How should we navigate this tension between accountability and independence and improve bail decision-making? Below, I argue for various measures, including the public release of better aggregate data on bail, while providing JPs and judges (and their chief administrators) individual statistics about bail decision-making (and other performance metrics).

Currently, a gap exists in the feedback given to judges. Appeals are relatively rare, given the volume of decisions made by JPs and trial judges. And, complaints only proceed through the judicial council when judges are credibly alleged to have acted unethically or engaged in fairly egregious behaviour. Missing is the regular and systematic feedback that many of us receive in our work. Feedback around communication, efficiency, knowledge, effectiveness, and the treatment of others.

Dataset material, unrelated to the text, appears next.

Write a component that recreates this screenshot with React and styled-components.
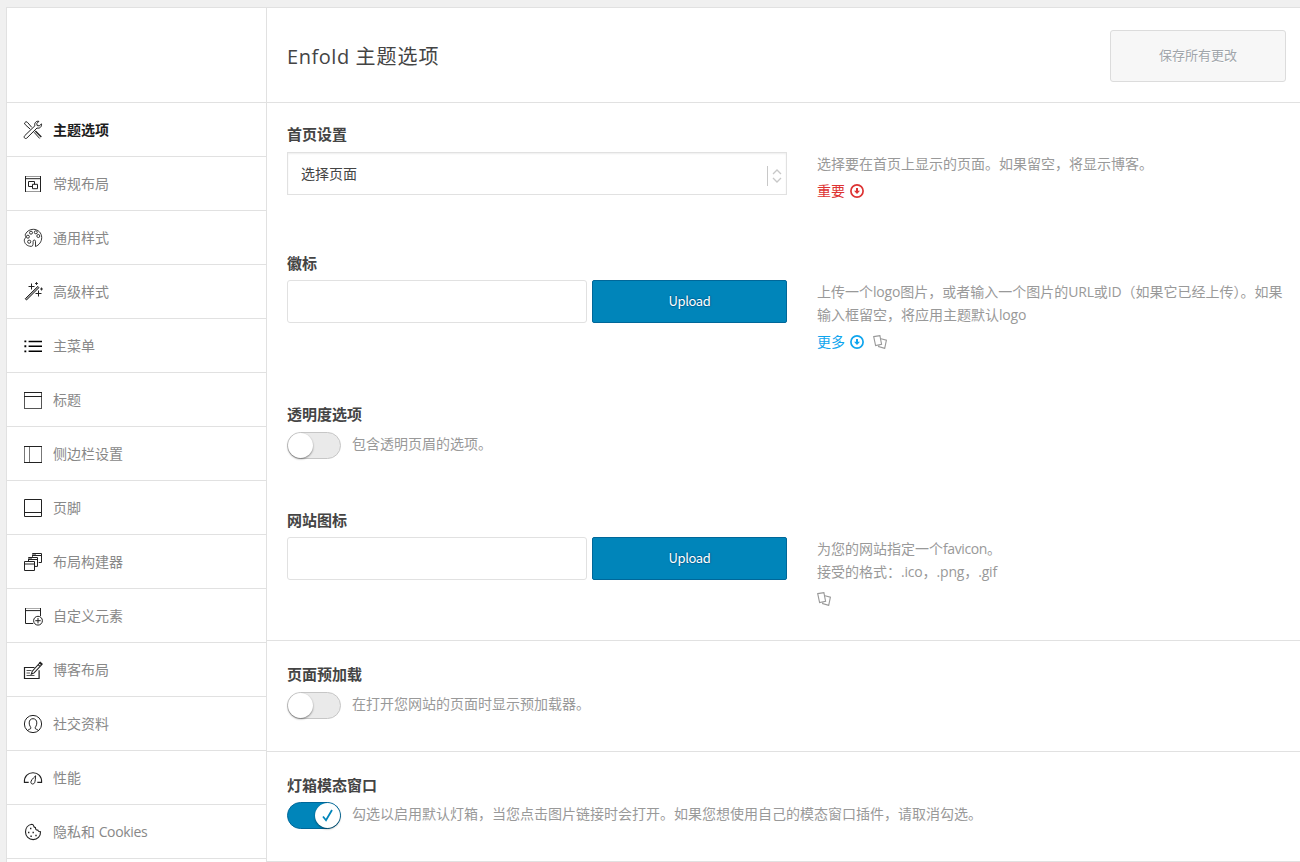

Compared to other occupations, however, things get tricky when proposing to assess JPs and judges on the substantive outcome of their decisions and in making individual feedback public. On the one hand, it could provide enhanced accountability and perhaps influence decision-making such that bail decisions are more in line with public opinion—and public trust is crucial for independent courts.

On the other hand, I have concerns about JPs and judges being influenced by the pressure of public opinion—and possibly by more targeted intimidation. This could undermine the protection that courts afford individual liberty, including the presumption of innocence. The problem would be exacerbated if only superficial statistics were provided (and without qualitative context or examples) so that the public lacks appreciation of some of the complexity and nuances that decision-makers face in criminal justice.

My preference would be to further reform bail laws such that the rules that guide the bail process make it less likely that repeat offenders, especially violent ones, are granted bail. The Criminal Code should also increase the obligations of judges and JPs to justify their release decisions for repeat and violent offenders. If we want JPs and judges to decide cases in a particular way, they should be guided by law, as passed by democratically elected legislators who are directly accountable to the public.

But the Criminal Code is within the federal jurisdiction. What should provinces do now? First, collect better statistics in criminal justice, including how many individuals are denied bail, what conditions are placed on bail releases, how many individuals on bail commit crimes (and what kind of crimes), and how many individuals denied bail are acquitted or have charges stayed. Appropriate contextual statistics, such as criminal history and demographic characteristics of the accused, need to be collected as well.

Second, all JPs and judges, regardless of court or area of the law, should receive periodic feedback (based on surveys and court statistics) about their communication skills, management of the court (and staff), treatment of parties before the court, fairness, efficiency, and knowledge of the law. Aggregate results should be released to the public, and individual results given to the judge and their chief administrative judge. Similarly, in the specific context of bail decisions, statistical data (as described above) should be released to the public.

Providing the public with some examples of bail cases could help highlight the difficult trade-offs often involved in making decisions. Individual rates and outcomes (including both offending while on bail and stays/acquittals after denial of bail) should be provided to the judge and their chief administrator but not be made publicly available. JPs and judges would understand the trends around bail and where their decision-making fits within this broader pattern.

Third, to help JPs and judges make the best decisions possible, better information systems need to be in place to ensure that JPs and judges have complete information about the accused when making decisions. Fourth, Crowns should be encouraged (and funded) to appeal bail decisions that threaten public safety.

Finally, it would be okay during the appointment process for governments to consider how a prospective JP or judge might be inclined to lean in criminal law matters. An interest in the ideology of a candidate should not dovetail with partisanship or patronage, nor should it overwhelm other important considerations, such as diversity (both demographically and in terms of professional background and legal training); however, it is a legitimate consideration in the overall assessment of candidates.

Troy Riddell

Troy Riddell is chair of the Department of Political Science at the University of Guelph.  He has teaching and research interests in law and politics and criminal justice policy.